Emit the data below verbatim, stripping out any pictures.

-----

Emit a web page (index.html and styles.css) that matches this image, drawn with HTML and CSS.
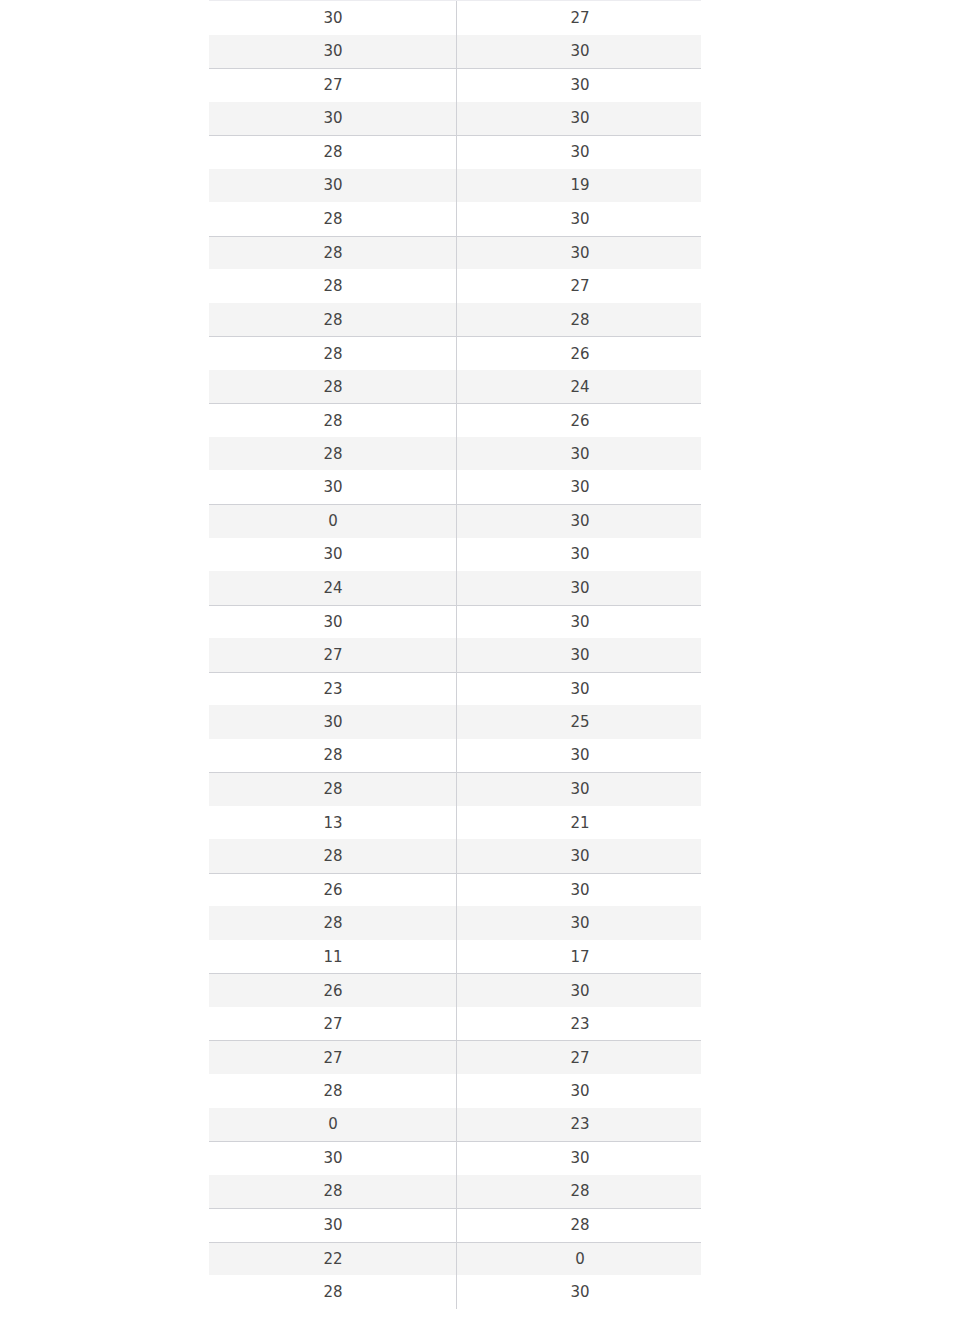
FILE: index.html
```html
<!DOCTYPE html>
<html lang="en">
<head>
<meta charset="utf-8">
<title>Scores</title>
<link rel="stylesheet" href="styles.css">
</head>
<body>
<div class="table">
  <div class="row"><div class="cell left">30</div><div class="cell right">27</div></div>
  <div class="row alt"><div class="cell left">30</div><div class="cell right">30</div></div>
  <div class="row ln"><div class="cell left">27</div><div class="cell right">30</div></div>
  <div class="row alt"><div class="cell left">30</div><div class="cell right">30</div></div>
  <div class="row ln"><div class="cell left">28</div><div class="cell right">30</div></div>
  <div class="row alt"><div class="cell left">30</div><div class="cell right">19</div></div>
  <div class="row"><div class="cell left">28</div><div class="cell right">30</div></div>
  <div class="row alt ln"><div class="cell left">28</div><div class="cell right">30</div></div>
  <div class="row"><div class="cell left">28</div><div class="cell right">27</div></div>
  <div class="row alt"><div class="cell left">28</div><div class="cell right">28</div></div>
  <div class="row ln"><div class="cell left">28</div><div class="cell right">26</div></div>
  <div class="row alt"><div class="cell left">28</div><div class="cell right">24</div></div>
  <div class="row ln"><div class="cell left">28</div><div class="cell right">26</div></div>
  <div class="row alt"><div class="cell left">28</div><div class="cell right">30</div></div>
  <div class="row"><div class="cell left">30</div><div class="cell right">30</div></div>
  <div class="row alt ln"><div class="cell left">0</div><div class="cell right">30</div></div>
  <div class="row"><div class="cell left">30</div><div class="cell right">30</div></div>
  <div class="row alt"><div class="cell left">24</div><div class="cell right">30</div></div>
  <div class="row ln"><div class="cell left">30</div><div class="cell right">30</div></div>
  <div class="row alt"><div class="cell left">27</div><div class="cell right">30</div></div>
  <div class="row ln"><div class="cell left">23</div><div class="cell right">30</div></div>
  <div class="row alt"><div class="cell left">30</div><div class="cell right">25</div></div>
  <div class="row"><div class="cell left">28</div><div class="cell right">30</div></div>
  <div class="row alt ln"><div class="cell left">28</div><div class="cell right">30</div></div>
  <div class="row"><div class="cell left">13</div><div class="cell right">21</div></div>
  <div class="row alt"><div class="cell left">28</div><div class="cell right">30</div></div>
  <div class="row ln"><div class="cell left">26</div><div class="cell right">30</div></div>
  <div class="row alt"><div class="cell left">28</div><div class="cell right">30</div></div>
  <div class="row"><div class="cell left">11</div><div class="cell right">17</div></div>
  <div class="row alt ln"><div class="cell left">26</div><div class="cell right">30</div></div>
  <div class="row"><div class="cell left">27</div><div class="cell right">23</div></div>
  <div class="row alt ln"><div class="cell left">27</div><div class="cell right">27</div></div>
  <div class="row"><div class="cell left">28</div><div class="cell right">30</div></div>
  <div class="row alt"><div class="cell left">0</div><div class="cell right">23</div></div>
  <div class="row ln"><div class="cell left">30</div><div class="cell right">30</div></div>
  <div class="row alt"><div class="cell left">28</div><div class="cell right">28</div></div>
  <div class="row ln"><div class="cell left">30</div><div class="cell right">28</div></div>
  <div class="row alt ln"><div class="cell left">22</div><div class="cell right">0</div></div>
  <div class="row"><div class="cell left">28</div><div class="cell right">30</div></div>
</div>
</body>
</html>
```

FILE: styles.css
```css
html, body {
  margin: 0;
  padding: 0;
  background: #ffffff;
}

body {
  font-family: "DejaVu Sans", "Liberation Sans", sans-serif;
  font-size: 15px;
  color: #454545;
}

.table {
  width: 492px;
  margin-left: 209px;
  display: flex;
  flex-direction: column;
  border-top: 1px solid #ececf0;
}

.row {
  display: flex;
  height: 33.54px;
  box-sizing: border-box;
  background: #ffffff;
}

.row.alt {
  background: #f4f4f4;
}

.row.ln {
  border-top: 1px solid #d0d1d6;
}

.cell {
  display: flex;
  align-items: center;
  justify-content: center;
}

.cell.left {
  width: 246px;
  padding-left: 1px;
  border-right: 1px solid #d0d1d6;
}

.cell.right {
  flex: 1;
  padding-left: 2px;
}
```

-----

#### EXPECTED ANSWER:
Emit a web page (index.html and styles.css) that matches this image, drawn with HTML and CSS.
FILE: index.html
```html
<!DOCTYPE html>
<html lang="en">
<head>
<meta charset="utf-8">
<title>Scores</title>
<link rel="stylesheet" href="styles.css">
</head>
<body>
<div class="table">
  <div class="row"><div class="cell left">30</div><div class="cell right">27</div></div>
  <div class="row alt"><div class="cell left">30</div><div class="cell right">30</div></div>
  <div class="row ln"><div class="cell left">27</div><div class="cell right">30</div></div>
  <div class="row alt"><div class="cell left">30</div><div class="cell right">30</div></div>
  <div class="row ln"><div class="cell left">28</div><div class="cell right">30</div></div>
  <div class="row alt"><div class="cell left">30</div><div class="cell right">19</div></div>
  <div class="row"><div class="cell left">28</div><div class="cell right">30</div></div>
  <div class="row alt ln"><div class="cell left">28</div><div class="cell right">30</div></div>
  <div class="row"><div class="cell left">28</div><div class="cell right">27</div></div>
  <div class="row alt"><div class="cell left">28</div><div class="cell right">28</div></div>
  <div class="row ln"><div class="cell left">28</div><div class="cell right">26</div></div>
  <div class="row alt"><div class="cell left">28</div><div class="cell right">24</div></div>
  <div class="row ln"><div class="cell left">28</div><div class="cell right">26</div></div>
  <div class="row alt"><div class="cell left">28</div><div class="cell right">30</div></div>
  <div class="row"><div class="cell left">30</div><div class="cell right">30</div></div>
  <div class="row alt ln"><div class="cell left">0</div><div class="cell right">30</div></div>
  <div class="row"><div class="cell left">30</div><div class="cell right">30</div></div>
  <div class="row alt"><div class="cell left">24</div><div class="cell right">30</div></div>
  <div class="row ln"><div class="cell left">30</div><div class="cell right">30</div></div>
  <div class="row alt"><div class="cell left">27</div><div class="cell right">30</div></div>
  <div class="row ln"><div class="cell left">23</div><div class="cell right">30</div></div>
  <div class="row alt"><div class="cell left">30</div><div class="cell right">25</div></div>
  <div class="row"><div class="cell left">28</div><div class="cell right">30</div></div>
  <div class="row alt ln"><div class="cell left">28</div><div class="cell right">30</div></div>
  <div class="row"><div class="cell left">13</div><div class="cell right">21</div></div>
  <div class="row alt"><div class="cell left">28</div><div class="cell right">30</div></div>
  <div class="row ln"><div class="cell left">26</div><div class="cell right">30</div></div>
  <div class="row alt"><div class="cell left">28</div><div class="cell right">30</div></div>
  <div class="row"><div class="cell left">11</div><div class="cell right">17</div></div>
  <div class="row alt ln"><div class="cell left">26</div><div class="cell right">30</div></div>
  <div class="row"><div class="cell left">27</div><div class="cell right">23</div></div>
  <div class="row alt ln"><div class="cell left">27</div><div class="cell right">27</div></div>
  <div class="row"><div class="cell left">28</div><div class="cell right">30</div></div>
  <div class="row alt"><div class="cell left">0</div><div class="cell right">23</div></div>
  <div class="row ln"><div class="cell left">30</div><div class="cell right">30</div></div>
  <div class="row alt"><div class="cell left">28</div><div class="cell right">28</div></div>
  <div class="row ln"><div class="cell left">30</div><div class="cell right">28</div></div>
  <div class="row alt ln"><div class="cell left">22</div><div class="cell right">0</div></div>
  <div class="row"><div class="cell left">28</div><div class="cell right">30</div></div>
</div>
</body>
</html>
```

FILE: styles.css
```css
html, body {
  margin: 0;
  padding: 0;
  background: #ffffff;
}

body {
  font-family: "DejaVu Sans", "Liberation Sans", sans-serif;
  font-size: 15px;
  color: #454545;
}

.table {
  width: 492px;
  margin-left: 209px;
  display: flex;
  flex-direction: column;
  border-top: 1px solid #ececf0;
}

.row {
  display: flex;
  height: 33.54px;
  box-sizing: border-box;
  background: #ffffff;
}

.row.alt {
  background: #f4f4f4;
}

.row.ln {
  border-top: 1px solid #d0d1d6;
}

.cell {
  display: flex;
  align-items: center;
  justify-content: center;
}

.cell.left {
  width: 246px;
  padding-left: 1px;
  border-right: 1px solid #d0d1d6;
}

.cell.right {
  flex: 1;
  padding-left: 2px;
}
```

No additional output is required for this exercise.